Supplied by Tesla about 7,083 x 6 x $1.566 million each = $66.551 billion
Supply by Others about $8.385 billion. See Part 1
All-in, turnkey cost about $66.551 b + $8.385 b = $74.937 billion, 2022 pricing in California
NE pricing would be higher. See Notes
NOTE: Tesla recommends normal battery operation from 20% full to 80% full, to achieve a 15-y useful service life. We assume the batteries are at 70% full at start of wind/solar lull, and drawdown is to 10% full, for a 0.6 available capacity.

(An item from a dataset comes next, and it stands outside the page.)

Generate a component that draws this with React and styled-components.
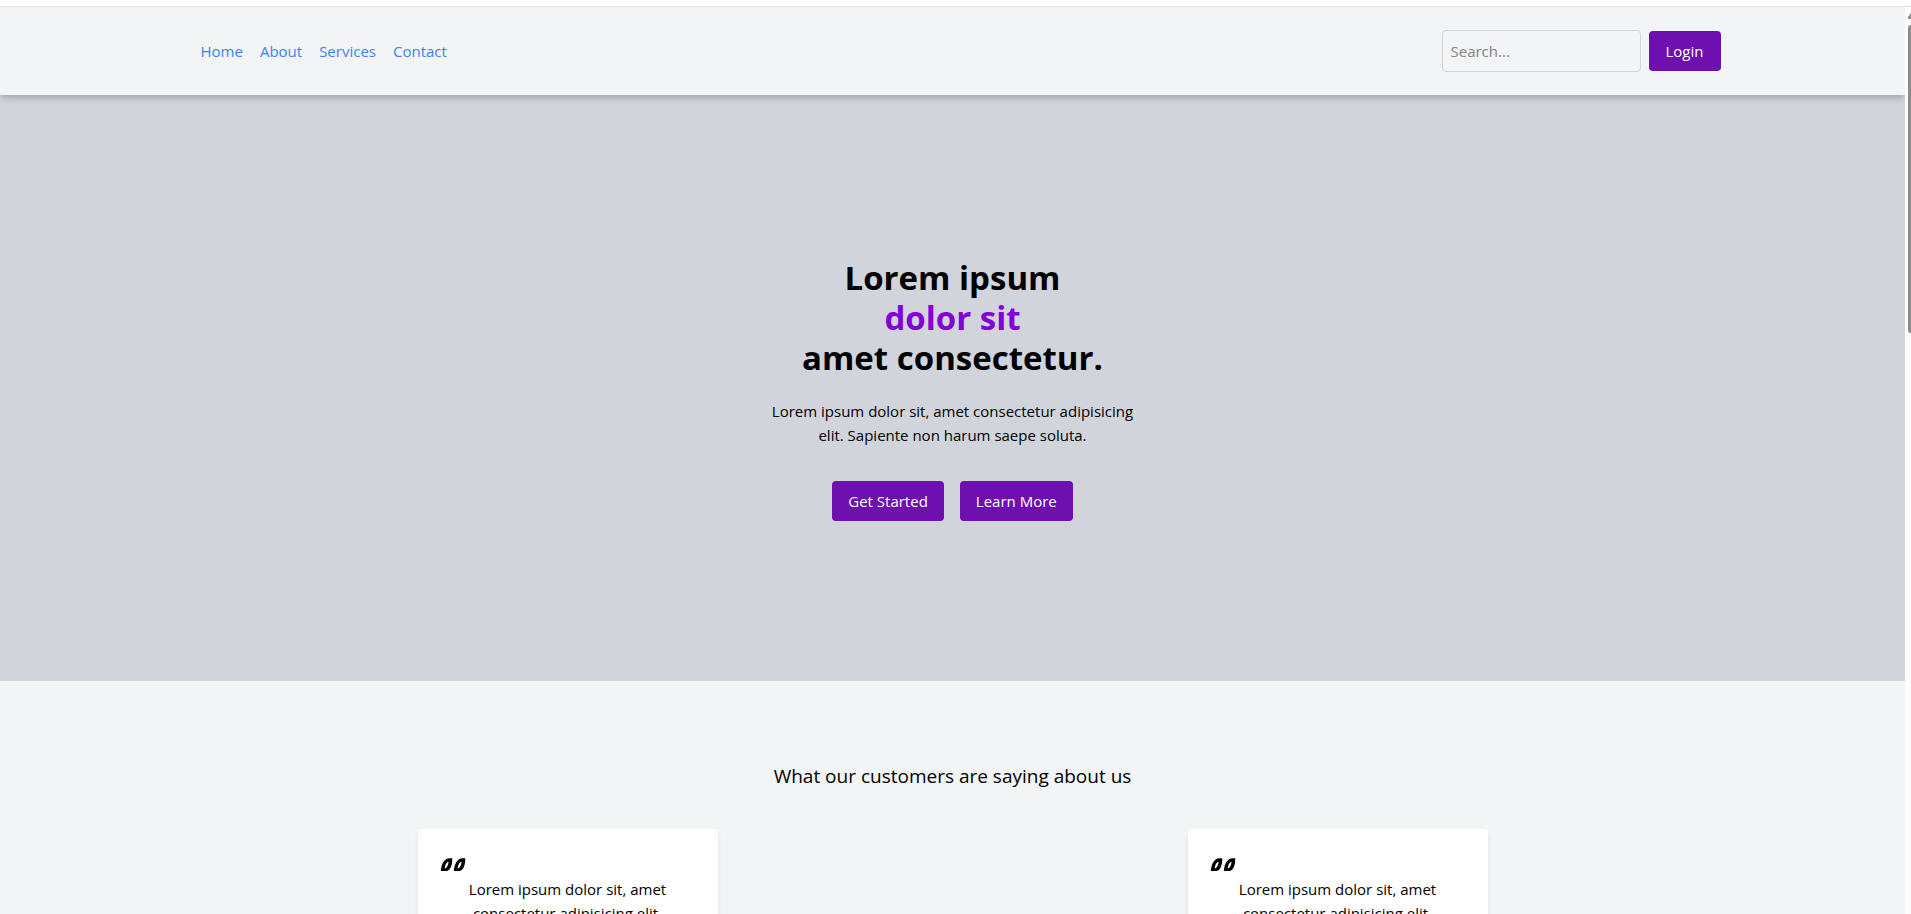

NOTE: A separate battery system would be needed to absorb a major part of the midday solar output, and, after round-trip losses, discharge about 80% of it during late-afternoon/early-evening, the peak demand period
I think his definition of ‘cheap’ means ‘cheaper than fossil-fuel alternatives after we have hampered their continued existence by raising their costs with taxes, levies, CCS laws, ESG requirements and legislating them to death”
Renewables are only “cheap” because they are allowed by generation political idiots to grossly manipulate and distort power markets by mandating energy only priority to renewables which provide no capacity value to meet load demand needs while irrationally precluding use of reliability capacity value generation which hugely increases costs for these resources that are the only generation which can meet system capacity requirements.
This entire scheme is completely energy and capacity incompetent, hugely increases system generation costs and results in system reliability debacles. These electric system consequences are driven by political stupidity and incompetence and concealed from view by media idiots who are ignorant of electric system generation realities.
In simpler form, renewables ARE NOT CHEAP. The notion that renewables are “cheap” is a lie based on conveniently ignoring most of its costs.
“Climate Execution”
Given all the imposed fuel poverty deaths, I agree with Bill McKibben on this one. Executions in the name of climate is what’s been transpiring.